Some additional thoughts to this post, but on the American polity, or rather, polities.

I wonder, those American Catholics (especially those who adhere to the Nationalist understanding of the Constitution) who talk about subsidiarity, how many of them live in a real community?

I would argue there can be real authority only when there is a real community, and there is shared commitment to the community and the common good. I would question whether those who are prepared to leave, for the sake of better economic opportunity or advancement, can really be considered members of a local community. Without community, can there be real self-rule or real authority at the "lower levels," rather than rule by a "fortunate" few. Even if one is attached to a romantic notion of democracy (i.e. the capacity of most people for self-rule), do they recognize that in such a situation, when true community is absent, that the regime is usually a bad one, with those who rule doing so for the sake of a few and not for the good of the whole? (What whole?)

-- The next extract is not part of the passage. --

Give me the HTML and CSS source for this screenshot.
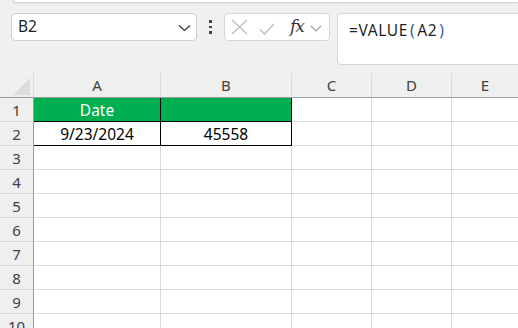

It may be the case that most states no longer have a real basis for sovereignty (as they lack autarky and true citizenship), but it seems better for us to recover constitutional order for the sake of reform, rather than attempting to start from scratch. There is something to turning to the Constitution and our own legal and constitutional history for the devolution of power. It may be the case that true subsidiarity can only be brought about when the assumption that states are the locus of sovereignty is addressed, but this would be a better way to decentralize, rather than waiting for things to fall apart. As it is, many Catholics seem to ignore the traditional role of the states when discussing subsidiarity, holding to a nationalist conception of the Union and seeing the states as nothing more than administrative units, one more "level" of authority.